**Your goal**
Could you copy every line from the material below in which "styles" appears?

**Input**

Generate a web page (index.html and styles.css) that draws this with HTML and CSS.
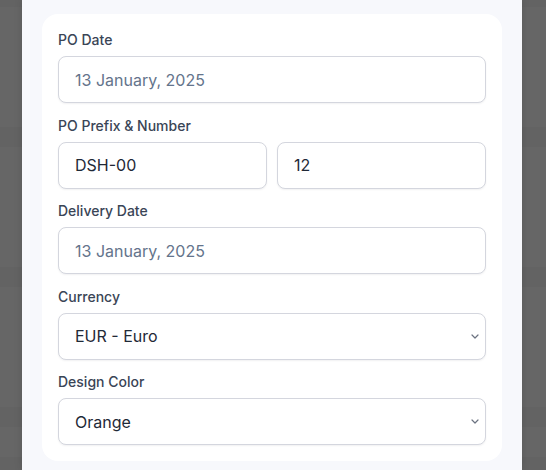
FILE: index.html
```html
<!DOCTYPE html>
<html lang="en">
<head>
<meta charset="utf-8">
<title>PO Settings</title>
<link rel="stylesheet" href="styles.css">
</head>
<body>
<div class="backdrop">
  <div class="panel">
    <form class="card">
      <div class="field">
        <label class="label">PO Date</label>
        <input class="control muted" type="text" value="13 January, 2025">
      </div>
      <div class="field">
        <label class="label">PO Prefix &amp; Number</label>
        <div class="pair">
          <input class="control" type="text" value="DSH-00">
          <input class="control" type="text" value="12">
        </div>
      </div>
      <div class="field">
        <label class="label">Delivery Date</label>
        <input class="control muted" type="text" value="13 January, 2025">
      </div>
      <div class="field">
        <label class="label">Currency</label>
        <div class="select-wrap">
          <select class="control select"><option>EUR - Euro</option></select>
          <svg class="chevron" width="8" height="5" viewBox="0 0 8 5"><path d="M1 1 L4 4 L7 1" fill="none" stroke="#6b7280" stroke-width="1.2" stroke-linecap="round" stroke-linejoin="round"/></svg>
        </div>
      </div>
      <div class="field">
        <label class="label">Design Color</label>
        <div class="select-wrap">
          <select class="control select"><option>Orange</option></select>
          <svg class="chevron" width="8" height="5" viewBox="0 0 8 5"><path d="M1 1 L4 4 L7 1" fill="none" stroke="#6b7280" stroke-width="1.2" stroke-linecap="round" stroke-linejoin="round"/></svg>
        </div>
      </div>
    </form>
  </div>
</div>
</body>
</html>
```

FILE: styles.css
```css
html, body {
  margin: 0;
  height: 100%;
}
body {
  font-family: Inter, "Noto Sans", sans-serif;
  background-color: #666666;
  background-image: repeating-linear-gradient(180deg, #666666 0, #666666 7px, #636363 7px, #636363 27px, #666666 27px, #666666 140px);
  background-position: 0 -20px;
  overflow: hidden;
}
.backdrop {
  height: 100%;
  padding: 0 24px 0 22px;
  box-sizing: border-box;
}
.panel {
  width: 500px;
  height: 100%;
  background: #f7f8fc;
  padding: 14px 20px 0;
  box-sizing: border-box;
  box-shadow: 0 0 8px rgba(0, 0, 0, 0.12);
}
.card {
  background: #ffffff;
  border-radius: 16px;
  padding: 16px;
  display: flex;
  flex-direction: column;
  gap: 12.5px;
  margin: 0;
}
.field {
  display: flex;
  flex-direction: column;
}
.label {
  font-size: 14px;
  line-height: 20px;
  font-weight: 500;
  color: #3a4556;
  margin-bottom: 6px;
}
.control {
  box-sizing: border-box;
  width: 100%;
  height: 47px;
  border: 1px solid #d4d6de;
  border-radius: 8px;
  background: #ffffff;
  padding: 0 16px;
  font-family: Inter, "Noto Sans", sans-serif;
  font-size: 16px;
  color: #1f2937;
  box-shadow: 0 1px 2px rgba(15, 23, 42, 0.06);
  outline: none;
  margin: 0;
}
.muted {
  color: #64748b;
}
.pair {
  display: flex;
  gap: 10px;
}
.pair .control {
  flex: 1;
  min-width: 0;
}
.select-wrap {
  position: relative;
}
.select {
  appearance: none;
  -webkit-appearance: none;
}
.chevron {
  position: absolute;
  right: 7px;
  top: 21px;
  pointer-events: none;
}
```
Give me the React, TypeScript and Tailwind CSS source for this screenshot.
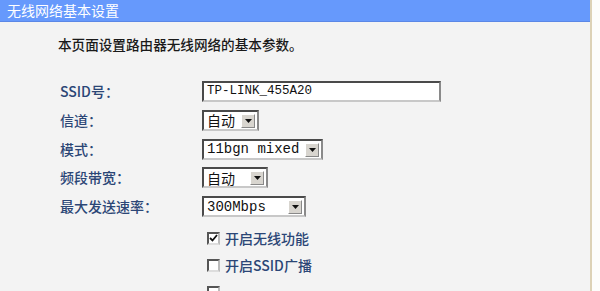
import React from 'react';

const CJK = '"Noto Sans CJK SC", "Noto Sans", sans-serif';
const MONO = '"Liberation Mono", "Noto Sans CJK SC", monospace';

function Arrow() {
  return (
    <span className="absolute right-[2px] top-[2px] w-[14px] h-[14px] bg-[#d8d5cf] border border-t-white border-l-white border-b-[#888] border-r-[#888] flex items-center justify-center">
      <svg width="7" height="4" viewBox="0 0 7 4">
        <path d="M0 0h7L3.5 4z" fill="#111" />
      </svg>
    </span>
  );
}

function FakeSelect({ value, width, mono }: { value: string; width: string; mono?: boolean }) {
  return (
    <div
      className={`relative h-[21px] ${width} bg-white border-2 border-t-[#4a4a4a] border-l-[#4a4a4a] border-b-[#c8c8c8] border-r-[#8a8a8a] pl-[3px] flex items-center text-[14px] text-[#111]`}
      style={{ fontFamily: mono ? MONO : CJK }}
    >
      <span className="leading-none">{value}</span>
      <Arrow />
    </div>
  );
}

function Checkbox({ checked }: { checked?: boolean }) {
  return (
    <span className="w-[13px] h-[13px] bg-white border-2 border-t-[#555] border-l-[#555] border-b-[#ddd] border-r-[#bbb] flex items-center justify-center">
      {checked && (
        <svg width="9" height="8" viewBox="0 0 9 8">
          <path d="M1 4l2.5 2.5L8 1" stroke="#111" strokeWidth="1.8" fill="none" />
        </svg>
      )}
    </span>
  );
}

const rows: { label: string; control: React.ReactNode }[] = [
  {
    label: 'SSID号：',
    control: (
      <div
        className="h-[21px] w-[239px] bg-white border-2 border-t-[#4a4a4a] border-l-[#4a4a4a] border-b-[#c8c8c8] border-r-[#8a8a8a] pl-[3px] flex items-center text-[12.5px] text-[#111]"
        style={{ fontFamily: MONO }}
      >
        TP-LINK_455A20
      </div>
    ),
  },
  { label: '信道：', control: <FakeSelect value="自动" width="w-[57px]" /> },
  { label: '模式：', control: <FakeSelect value="11bgn mixed" width="w-[121px]" mono /> },
  { label: '频段带宽：', control: <FakeSelect value="自动" width="w-[66px]" /> },
  { label: '最大发送速率：', control: <FakeSelect value="300Mbps" width="w-[104px]" mono /> },
];

export default function App() {
  return (
    <div className="w-[600px] h-[291px] overflow-hidden bg-[#fdfdfb] flex" style={{ fontFamily: CJK }}>
      <div className="w-[592px] h-full bg-[#f3f3f3] border-r-2 border-[#ddd2b6] flex flex-col">
        <div className="h-[25px] bg-[#6699fc] border-b border-[#5b87e6] px-[7px] flex items-center text-white text-[14px]">
          无线网络基本设置
        </div>
        <div className="h-[2px] bg-[#fafaf8]" />
        <div className="pl-[58px] pt-[12px]">
          <p className="h-[20px] leading-[20px] text-[13.6px] text-[#1a1a1a] font-medium">
            本页面设置路由器无线网络的基本参数。
          </p>
          <div className="mt-[27px] flex flex-col gap-[7.75px]">
            {rows.map((r) => (
              <div key={r.label} className="flex items-center h-[21px]">
                <span className="w-[144px] pl-[2px] text-[14px] text-[#2b4676] font-medium">{r.label}</span>
                {r.control}
              </div>
            ))}
          </div>
          <div className="mt-[11px] pl-[149px] flex flex-col gap-[7px]">
            <label className="h-[20px] flex items-center gap-[5px] text-[14px] text-[#2b4676] font-medium">
              <Checkbox checked />
              <span>开启无线功能</span>
            </label>
            <label className="h-[20px] flex items-center gap-[5px] text-[14px] text-[#2b4676] font-medium">
              <Checkbox />
              <span>开启SSID广播</span>
            </label>
            <div className="h-[20px] flex items-center">
              <Checkbox />
            </div>
          </div>
        </div>
      </div>
    </div>
  );
}
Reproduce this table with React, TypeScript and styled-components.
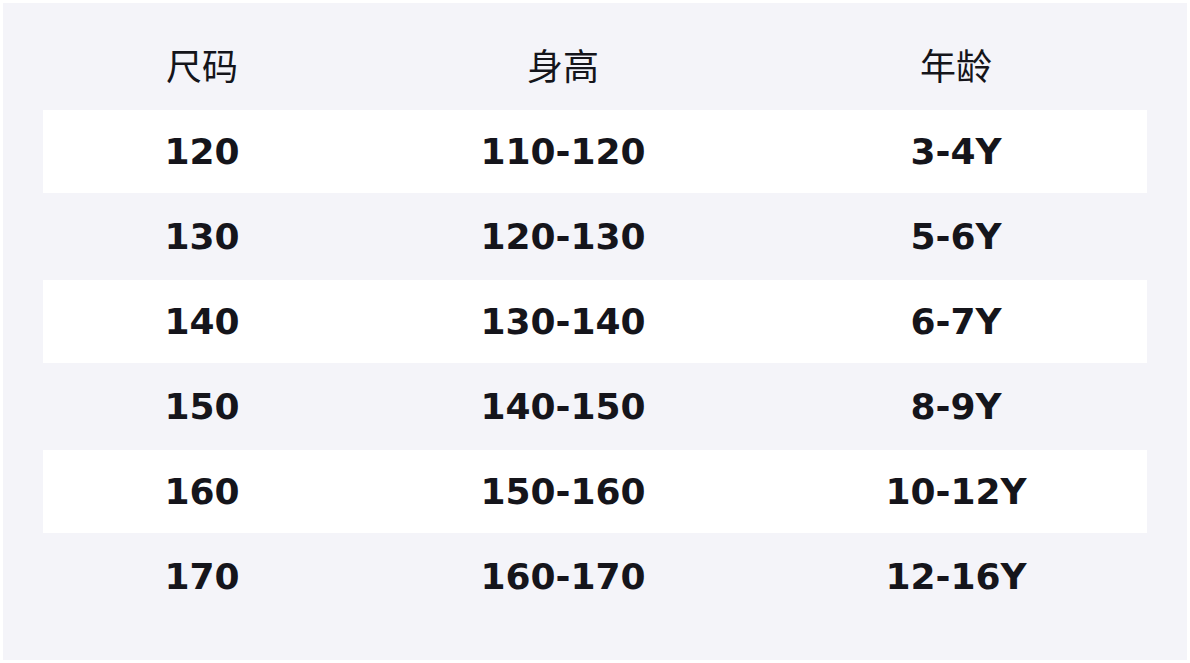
import styled, { createGlobalStyle } from "styled-components";

const GlobalStyle = createGlobalStyle`
  html, body {
    margin: 0;
    background: #ffffff;
  }
  body {
    padding: 3px;
    font-family: "DejaVu Sans", "Noto Sans CJK SC", sans-serif;
  }
`;

const Panel = styled.div`
  background: #f4f4f9;
  height: 657px;
  box-sizing: border-box;
  padding: 20px 40px 40px;
`;

const Table = styled.table`
  width: 100%;
  border-collapse: separate;
  border-spacing: 0 2px;
  table-layout: fixed;
  color: #15151b;
`;

const Col = styled.col<{ $w: number }>`
  width: ${(p) => p.$w}px;
`;

const HeadCell = styled.th`
  height: 83px;
  padding: 0 0 5px;
  box-sizing: border-box;
  font-family: "Noto Sans CJK SC", sans-serif;
  font-weight: 400;
  font-size: 36px;
  text-align: center;
  vertical-align: middle;
`;

const Row = styled.tr<{ $shaded: boolean }>`
  background: ${(p) => (p.$shaded ? "#ffffff" : "transparent")};
`;

const Cell = styled.td`
  height: 83px;
  padding: 0;
  font-family: "DejaVu Sans", sans-serif;
  font-weight: 700;
  font-size: 36px;
  text-align: center;
  vertical-align: middle;
`;

const sizes = [
  ["120", "110-120", "3-4Y"],
  ["130", "120-130", "5-6Y"],
  ["140", "130-140", "6-7Y"],
  ["150", "140-150", "8-9Y"],
  ["160", "150-160", "10-12Y"],
  ["170", "160-170", "12-16Y"],
];

const App = () => {
  return (
    <>
      <GlobalStyle />
      <Panel>
        <Table>
          <colgroup>
            <Col $w={318} />
            <Col $w={404} />
            <Col $w={382} />
          </colgroup>
          <thead>
            <tr>
              <HeadCell>尺码</HeadCell>
              <HeadCell>身高</HeadCell>
              <HeadCell>年龄</HeadCell>
            </tr>
          </thead>
          <tbody>
            {sizes.map((r, i) => (
              <Row key={r[0]} $shaded={i % 2 === 0}>
                {r.map((c) => (
                  <Cell key={c}>{c}</Cell>
                ))}
              </Row>
            ))}
          </tbody>
        </Table>
      </Panel>
    </>
  );
};

export default App;
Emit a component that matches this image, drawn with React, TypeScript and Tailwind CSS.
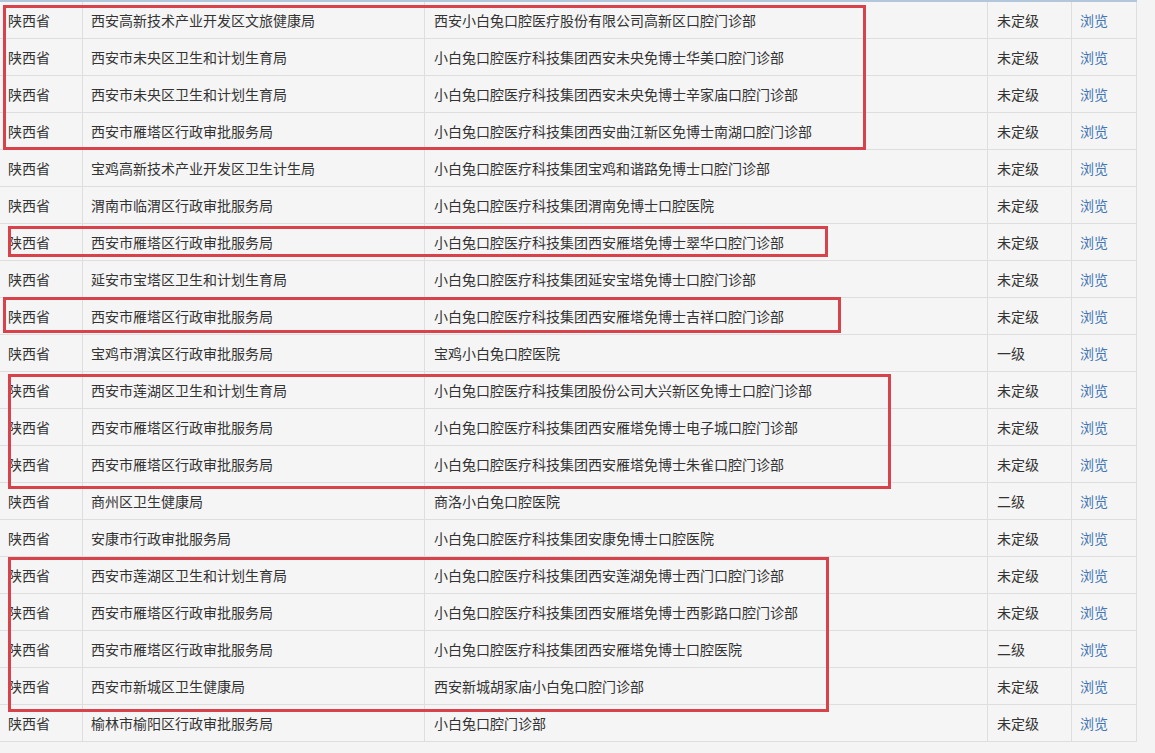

**Reply**
Generate a web page (index.html and styles.css) that draws this with HTML and CSS.
<link rel="stylesheet" href="styles.css">
FILE: styles.css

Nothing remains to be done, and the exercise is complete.